Best practice: rotate TLS handshakes per client by modifying cipher order, supported curves, and ALPN extensions. Libraries like utls in Go or patched OpenSSL builds enable this level of control.
5. Balance Residential and Datacenter IPs
Residential proxies mimic genuine consumer traffic but are slower and costlier. Datacenter proxies deliver speed but face higher suspicion. The optimal architecture is hybrid: datacenter IPs handle bulk low-risk requests, while residential IPs perform high-value fetches that must appear authentic.
6. Stagger and Jitter Request Patterns
In real packet captures, human traffic shows jitter: variable inter-packet delays, occasional retransmissions, and bursts of parallel requests. Scrapers often look “too clean.” Add timing jitter, randomized concurrency, and artificial latency to approximate human-like flows. Without this, even the strongest proxy pool is eventually fingerprinted.
7. Encrypt DNS or Run Private Resolvers
Even if your IP pool is flawless, DNS leaks can betray you. Using the resolver provided by your proxy provider often correlates traffic across many clients. The only safe approach: run your own recursive resolvers and force DNS-over-HTTPS (DoH) or DNS-over-TLS through the tunnel. This prevents correlation at the resolver level.
8. Centralize Proxy Health Monitoring
A proxy pool is dynamic. IPs degrade, get blacklisted, or throttle bandwidth. Implement continuous health checks:
- Latency to target.
- HTTP status distribution.
- CAPTCHAs encountered.
- TLS handshake rejections.
Log these metrics centrally. Retire or quarantine unhealthy IPs automatically. Without this feedback loop, your pool becomes polluted with dead weight.
9. Use Containerized Microservices for Scalability
Scaling web scraping means scaling both infrastructure and logic. Proxy management should be containerized into microservices:
- Proxy allocator (assigns IPs per session).
- TLS mutator (handles handshake diversity).
- Request scheduler (injects jitter).
Kubernetes or Nomad can orchestrate these containers, enabling rapid horizontal scaling as target load grows. From a network topology standpoint, this also isolates failures.
10. Test with PCAPs, Not Just Logs
Logs tell you if requests succeeded; PCAPs tell you if requests look human. Capture traffic at the packet level and compare to genuine browser flows. Look for anomalies in:
- TCP window scaling.
- HTTP/2 frame order.
- TLS renegotiations.
- DNS resolution timing.
This cryptographic and protocol-level comparison ensures that your infrastructure isn’t just “working,” but working invisibly.
Putting It All Together
At scale, web scraping is less about parsing HTML and more about blending into the background noise of global internet traffic.

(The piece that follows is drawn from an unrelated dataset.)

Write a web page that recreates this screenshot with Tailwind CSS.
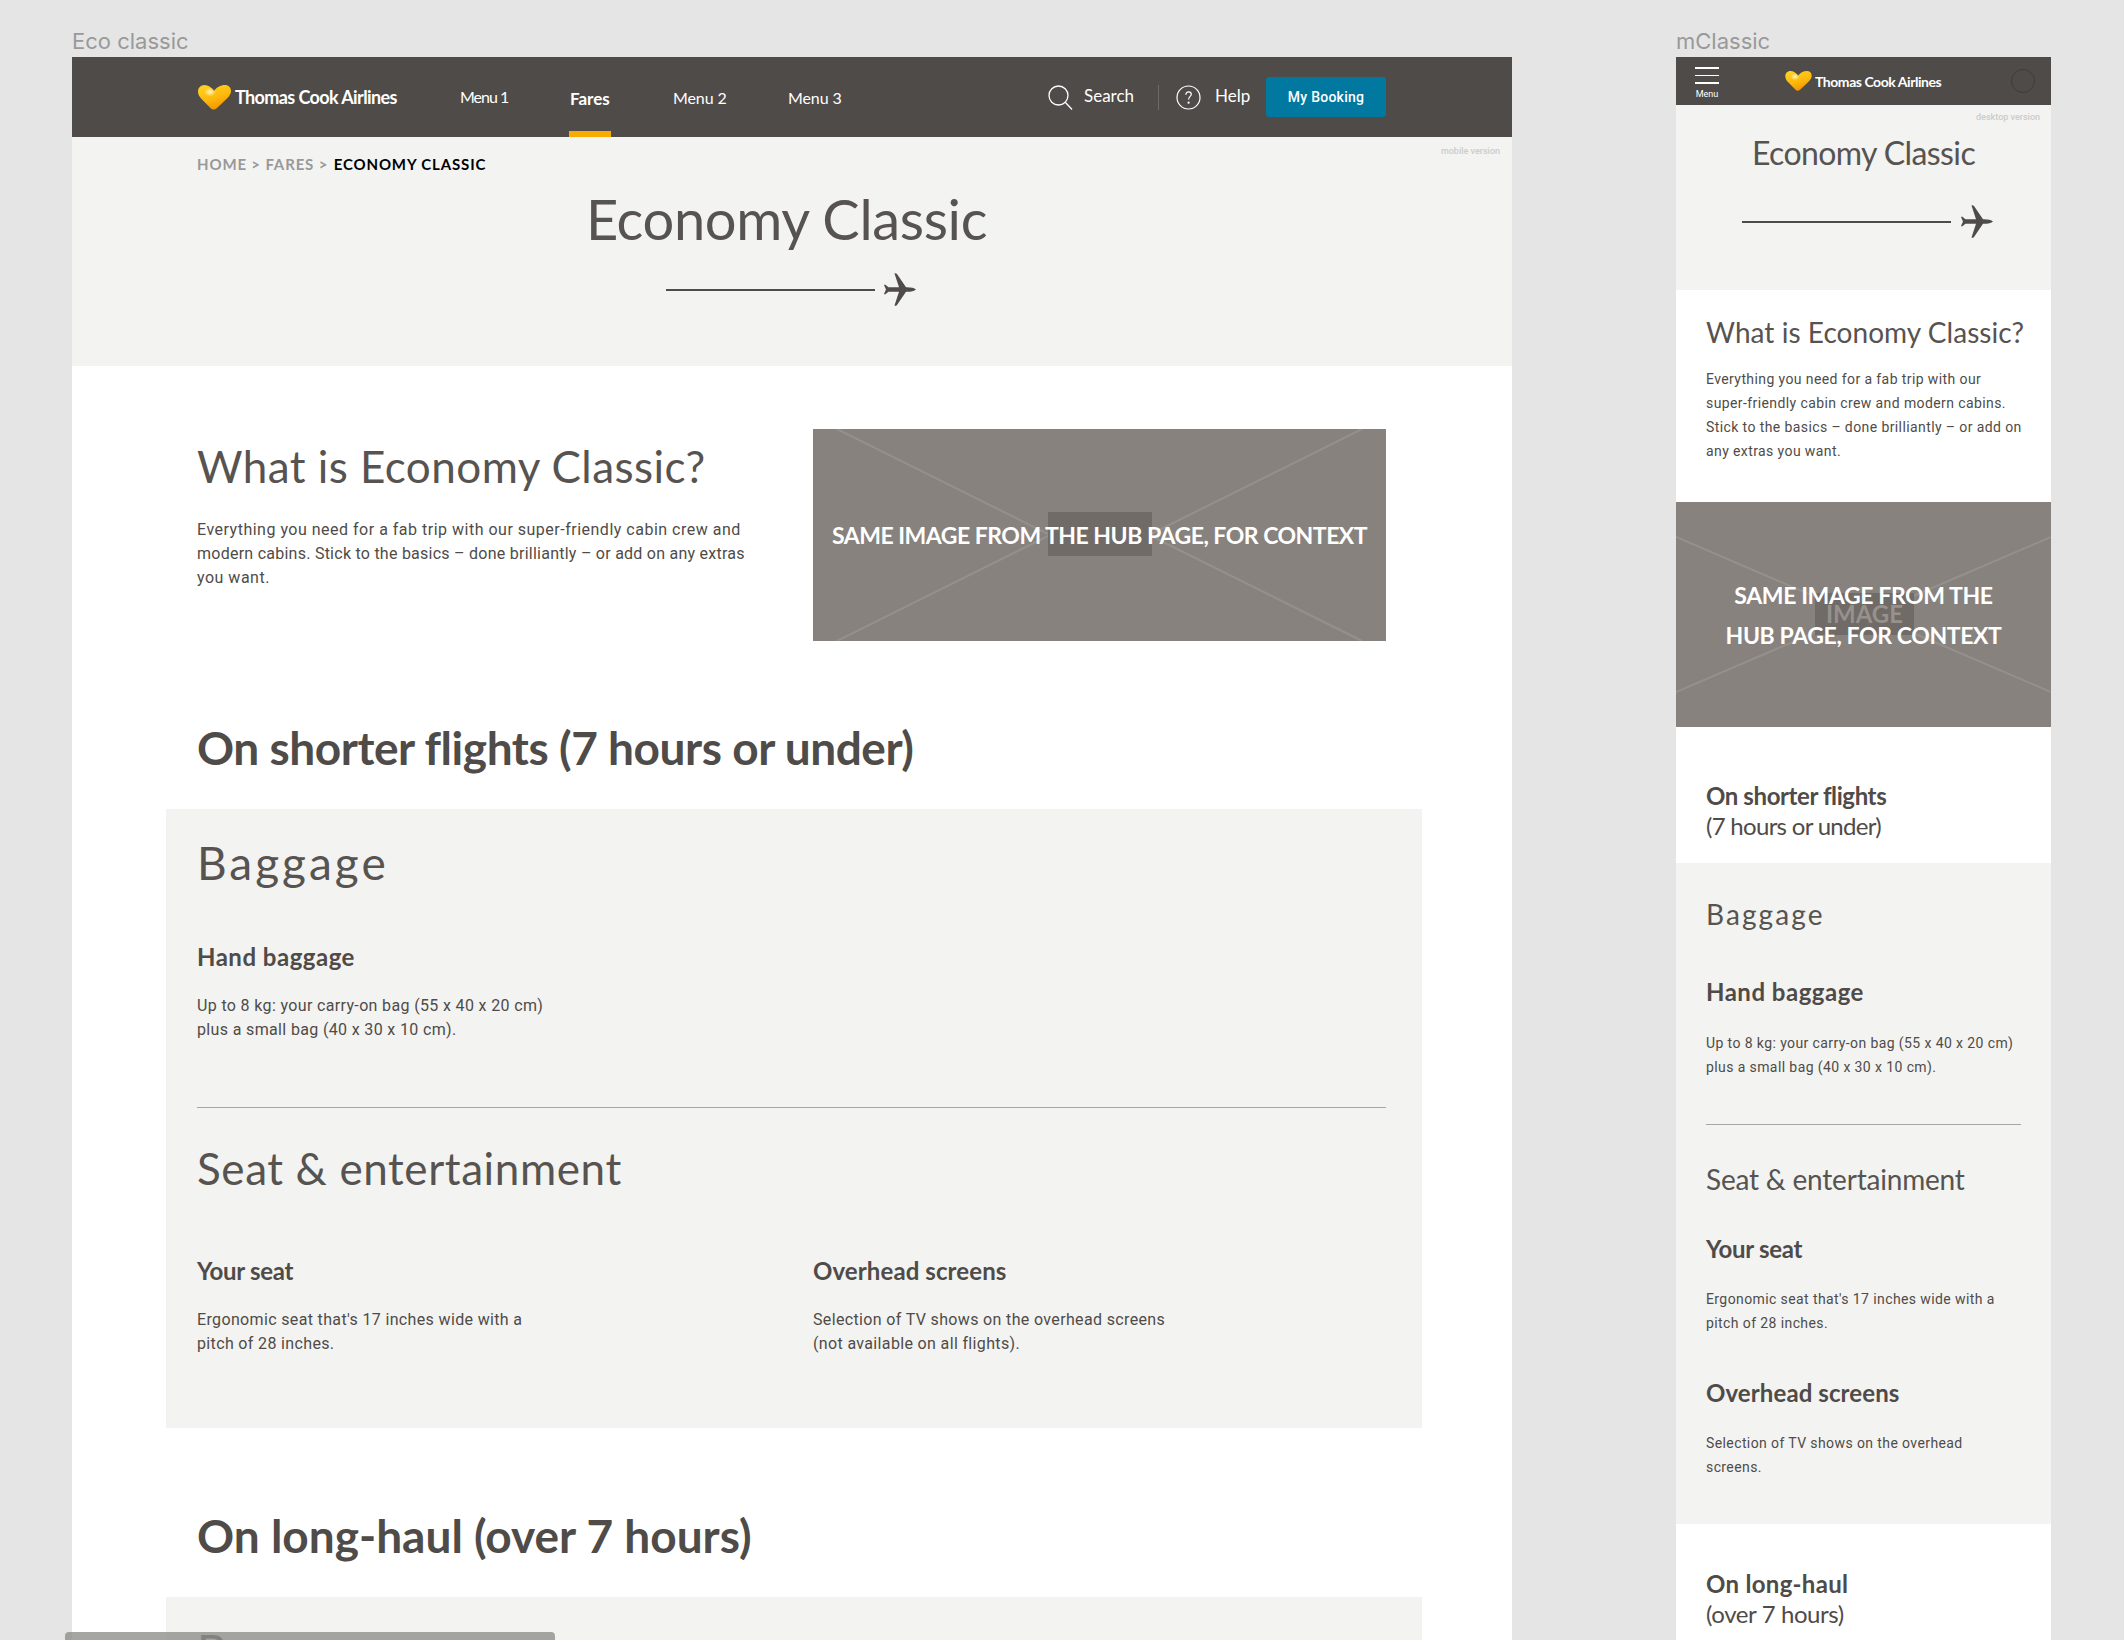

The core challenge is not simply rotating IPs but rotating identities: TLS fingerprints, session cookies, DNS resolvers, and request pacing.
The only safe way to configure this is through layered defense:
- Broad ASN/IP distribution.
- TLS handshake mutation.
- DNS encryption.
- Proxy health rotation.
- Session affinity with jitter.
With this stack, your traffic doesn’t merely bypass naive rate limits — it survives the scrutiny of advanced anti-bot systems.
Final Thought
From a cryptographic standpoint, proxy rotation is just one variable in a larger fingerprint. Without attention to metadata and protocol behavior, even the largest pool collapses under detection. The engineers who succeed at scale are those who treat scraping not as a scripting challenge but as a full-stack protocol emulation problem.
Scaling web scraping safely requires thinking like an adversary and building like a network engineer. Anything less, and your pool of proxies is nothing more than a short-lived experiment in futility.